|
"The
Fly By Night Club; A palace of sin;
You won't come out; The way you went in."
Charlie was like Alaska's Donald Trump. Except
that while "The Donald" was building lavish ritzy
hotels and casinos on the East Coast, "The Charles"
was building fast food franchises, mini-storage complexes,
and singles bars in Spenard.
In 1979 Charlie owned the nightclub on the lake,
and everything he had ever touched had turned to gold until
now. There were two operations in the same building--The Flying
Machine Disco was going great guns, and The Red Baron Hamburger
Restaurant wasn't. The manager of The Red Baron had once managed
a Wendy's, and his idea of the greatest possible business
venture was to copy a Wendy's without paying for the franchise.
(That explains why he wound up living in Alaska.) He said
it couldn't lose. It was gone in a matter of weeks, and nothing
else had worked in that half of the building.
I, Mr. Whitekeys, had played music at the wedding
of Charlie and his wife. The marriage was still doing just
fine, so one day he said, "Kid, you want the keys to
a hopeless operation?" That was the birth of The Fly
By Night Club--formerly The Idle Hour, The Lakeshore Club,
VFW Post 1689, The Fancy Moose, The Red Baron, The Flying
Machine Mexican Restaurant, The Co-Pilot Club, and The Oar
House. Our motto was "Going out of business in the same
location for over 30 years." The Fly By Night Club opened
on July 31, 1980.
I,
Mr. Whitekeys, had no bar business training, education or
experience, so it was the perfect Alaskan operation. It was
a sleazy bar in the sleaziest part of a sleazy town. We added
Spam®
to the menu a couple of months after we opened. At the time,
we had a provisional health permit because the kitchen service
was very limited. When we added Spam®
to the menu, the Health Department required a full fee permit.
The inspector explained, "You have to pay more now that
you are serving a hazardous substance."
Everything soon fell into place--the house special
had to be Champagne and Spam®.
You get any Spam®
dish on the menu for half price with any bottle of fine champagne,
and Spam®
is FREE with Dom Perignon. There's even a "Frequent Spam®mer"
card--buy ten and you get one free. What else could you expect
from the home of "Spam®,
Booze, Rhythm and Blues?" You couldn't lose during The
Pipeline Days in Alaska. It was a legendary time. People were
rich and crazy, and they didn't have a clue that this wasn't
normal everywhere else in the world.

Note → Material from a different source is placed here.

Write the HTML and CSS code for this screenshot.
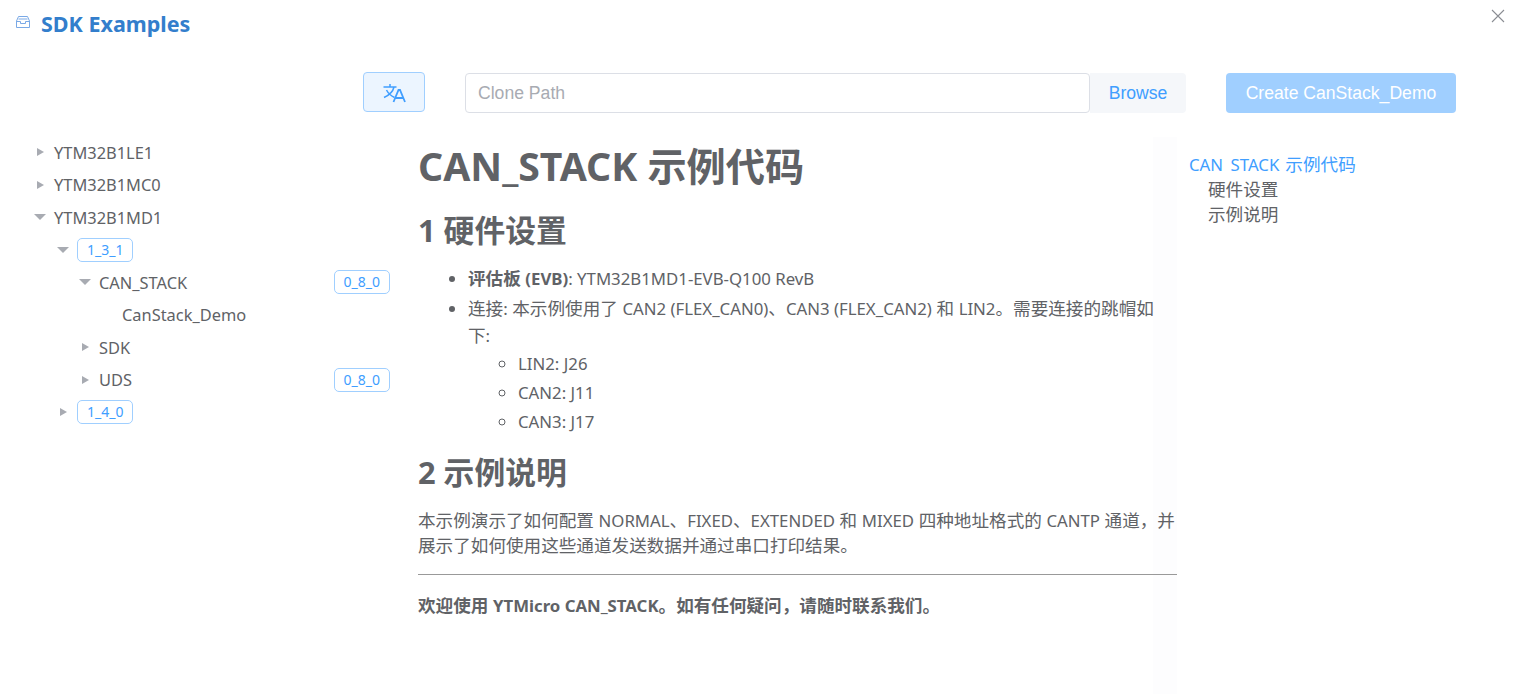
FILE: index.html
```html
<!DOCTYPE html>
<html lang="zh">
<head>
<meta charset="utf-8">
<title>SDK Examples</title>
<link rel="stylesheet" href="styles.css">
</head>
<body>
<div class="dialog">
  <header class="head">
    <svg class="head-icon" viewBox="0 0 14 12" width="14" height="12"><path d="M2.500 .5h9l2 4.500v6.500H.5V5zM.5 5.500h4v2h5v-2h4M2.500 3h9" fill="none" stroke="#7aa9e6" stroke-width="1"/></svg>
    <h2 class="title">SDK Examples</h2>
    <svg class="close" viewBox="0 0 14 14" width="14" height="14"><path d="M1 1l12 12M13 1L1 13" stroke="#8a8d93" stroke-width="1.100" fill="none"/></svg>
  </header>
  <div class="toolbar">
    <button class="lang">
      <svg viewBox="0 0 24 24" width="24" height="24"><path d="M1.500 7h13M8 4v3M12 7c-1 4.500-4.500 8-10 10.500M4.500 10c1.500 3 4 5.500 8 7.500" fill="none" stroke="#409eff" stroke-width="1.500"/><path d="M11.500 22L16.500 10h1.500l5 12M13.500 18h8" fill="none" stroke="#409eff" stroke-width="1.800"/></svg>
    </button>
    <div class="path-group">
      <input class="path" placeholder="Clone Path">
      <button class="browse">Browse</button>
    </div>
    <button class="create">Create CanStack_Demo</button>
  </div>
  <main class="body">
    <nav class="tree">
      <div class="row d0"><i class="caret"></i><span>YTM32B1LE1</span></div>
      <div class="row d0"><i class="caret"></i><span>YTM32B1MC0</span></div>
      <div class="row d0"><i class="caret open"></i><span>YTM32B1MD1</span></div>
      <div class="row d1"><i class="caret open"></i><span class="tag">1_3_1</span></div>
      <div class="row d2"><i class="caret open"></i><span>CAN_STACK</span><span class="tag end">0_8_0</span></div>
      <div class="row d3"><i class="caret none"></i><span>CanStack_Demo</span></div>
      <div class="row d2"><i class="caret"></i><span>SDK</span></div>
      <div class="row d2"><i class="caret"></i><span>UDS</span><span class="tag end">0_8_0</span></div>
      <div class="row d1"><i class="caret"></i><span class="tag">1_4_0</span></div>
    </nav>
    <article class="doc">
      <h1>CAN_STACK 示例代码</h1>
      <h2>1 硬件设置</h2>
      <ul>
        <li><strong>评估板 <span class="en">(EVB)</span></strong><span class="en">: YTM32B1MD1-EVB-Q100 RevB</span></li>
        <li>连接<span class="en">:</span> 本示例使用了 <span class="en">CAN2 (FLEX_CAN0)</span>、<span class="en">CAN3 (FLEX_CAN2)</span> 和 <span class="en">LIN2</span>。需要连接的跳帽如<br>下<span class="en">:</span>
          <ul>
            <li class="en">LIN2: J26</li>
            <li class="en">CAN2: J11</li>
            <li class="en">CAN3: J17</li>
          </ul>
        </li>
      </ul>
      <h2 class="second">2 示例说明</h2>
      <p>本示例演示了如何配置 <span class="en">NORMAL</span>、<span class="en">FIXED</span>、<span class="en">EXTENDED</span> 和 <span class="en">MIXED</span> 四种地址格式的 <span class="en">CANTP</span> 通道，并展示了如何使用这些通道发送数据并通过串口打印结果。</p>
      <hr>
      <p class="closing"><strong>欢迎使用 <span class="en">YTMicro CAN_STACK</span>。如有任何疑问，请随时联系我们。</strong></p>
    </article>
    <aside class="toc">
      <a class="active"><span class="en">CAN<span class="rule-hidden">_</span>STACK</span> 示例代码</a>
      <a class="sub">硬件设置</a>
      <a class="sub">示例说明</a>
    </aside>
  </main>
</div>
</body>
</html>
```

FILE: styles.css
```css
* { box-sizing: border-box; }
html, body { margin: 0; height: 100%; overflow: hidden; background: #fff; }
body { font-family: "Noto Sans", "Noto Sans CJK SC", sans-serif; color: #606266; font-size: 16px; }
.dialog { width: 1517px; height: 694px; display: flex; flex-direction: column; }
.head { position: relative; height: 72px; display: flex; align-items: flex-start; padding: 9px 0 0 16px; gap: 11px; }
.head-icon { margin-top: 7px; }
.title { margin: 0; font-size: 21.500px; line-height: 29px; font-weight: 700; color: #337ecc; }
.close { position: absolute; left: 1491px; top: 9px; }
.toolbar { height: 41px; display: flex; align-items: flex-start; padding-left: 363px; font-family: "Liberation Sans", sans-serif; }
.lang { width: 62px; height: 40px; padding: 0; background: #ecf5ff; border: 1px solid #a0cfff; border-radius: 4px; display: flex; align-items: center; justify-content: center; }
.path-group { display: flex; margin: 1px 0 0 40px; width: 721px; height: 40px; }
.path { flex: 1; min-width: 0; height: 40px; border: 1px solid #dcdfe6; border-radius: 4px; padding: 0 12px; font: 17.600px "Liberation Sans", sans-serif; color: #606266; outline: none; }
.path::placeholder { color: #a8abb2; opacity: 1; }
.browse { width: 96px; height: 40px; border: 0; background: #f5f7fa; color: #409eff; border-radius: 0 4px 4px 0; font: 17.600px "Liberation Sans", sans-serif; padding: 0; }
.create { margin: 1px 0 0 40px; width: 230px; height: 40px; border: 0; border-radius: 4px; background: #a0cfff; color: #fff; font: 17.600px "Liberation Sans", sans-serif; padding: 0; }
.body { flex: 1; min-height: 0; display: grid; grid-template-columns: 418px 759px 1fr; }
.tree { padding-top: 23px; padding-right: 28px; }
.row { height: 32.500px; display: flex; align-items: center; font-size: 16.400px; color: #606266; }
.d0 { padding-left: 32px; }
.d1 { padding-left: 55px; }
.d2 { padding-left: 77px; }
.d3 { padding-left: 100px; }
.caret { width: 0; height: 0; flex: none; margin-right: 10px; margin-left: 5px; border-style: solid; border-width: 4.500px 0 4.500px 7px; border-color: transparent transparent transparent #a8abb2; }
.caret.open { margin-left: 2px; margin-right: 8px; border-width: 6.500px 6px 0; border-color: #a8abb2 transparent transparent; }
.caret.none { border-color: transparent; }
.tag { height: 24px; line-height: 22px; padding: 0 9px; border: 1px solid #a0cfff; border-radius: 5px; color: #409eff; font-size: 14px; background: #fff; }
.end { margin-left: auto; }
.en { font-size: 16.800px; }
.doc { padding-top: 28px; height: 100%; background: linear-gradient(#fdfdfe, #fdfdfe) no-repeat right bottom / 24px calc(100% - 24px); font-size: 17.600px; }
.doc h1 { margin: 0; font-size: 39.200px; line-height: 50px; font-weight: 700; }
.doc h2 { margin: 19px 0 0; font-size: 30.800px; line-height: 40px; font-weight: 700; }
.doc h2.second { margin-top: 17px; }
.doc ul { margin: 15px 0 0; padding-left: 50px; line-height: 26px; }
.doc ul ul { margin: 0; }
.doc li + li { margin-top: 3px; }
.doc ul ul li:first-child { margin-top: 2px; }
.doc p { margin: 16px 0 0; line-height: 25px; }
.doc hr { margin: 16px 0 0; border: 0; border-top: 1px solid #999; }
.doc p.closing { margin-top: 18px; }
.doc strong { font-weight: 700; }
.toc { padding: 39px 0 0 12px; display: flex; flex-direction: column; }
.toc a { font-size: 17.600px; line-height: 25px; color: #606266; }
.toc .active { color: #409eff; word-spacing: 1.500px; }
.rule-hidden { color: transparent; }
.toc .sub { padding-left: 19px; }
```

Anchorage bars were full
of revelers seven nights a week until 5 o'clock in the morning,
and they were forced to close for three long dry hours until
8 a.m. The first $100 bottle of Dom Perignon we ever sold
was purchased by a Pipeline worker who grabbed it by the neck,
chugged half, and the passed the rest around the dance floor.
In 1984, the building on the lake was torn down
to make room for The Clarion Hotel which later became The
Regal Alaskan and The Millenium Hotels. We took EVERYTHING
from the soon-to-be-demolished building and moved it to our
current location at 3300 Spenard Road. We took the sinks,
the ice machines, the kitchen equipment, the doors, the toilet
stalls- everything was moved and re-installed in a Spenard
building that had once been Spenard Plumbing, Hank's Hardware,
The Kirby Vacuum Store, and The Hangar 18 Video Game Parlor.
From the beginning, the music was incredible. Jazz by Mose
Allison, Jay McShann, and Ben Sidran. Blues legend Memphis
Slim came from Paris to sing "If You See Kay." There
was zydeco with Queen Ida, bluegrass with The Red Clay Ramblers,
thoroughly insane cowboy yodelling with The Riders In The
Sky."
There were legendary times in Spenard like Fisherman's
Night. You had to wear streamside apparel, and there was a
casting contest to see who could drop a fly into a Margarita
from 50 feet. There was Secretary's Night when throngs of
ladies brought office supplies and equipment to be crushed
under a 10 ton steam roller driven by Hank The Asphalt King.
An 8 X 10 glossy of Barry Manilow was run over with two bottles
of white-out and a loaf of Spam®.
It still adorns the club wall.
Everyday we go to work surrounded by three hundred
cases of beer, stacks of Spam®,
and piles of T-shirts that read, "Skinny Dick's Halfway
Inn." We play rock and roll and tell bathroom jokes we
remember from the sixth grade. That may not be the loftiest
goal in the world, but it's more productive than anything
the Alaska Legislature has done lately.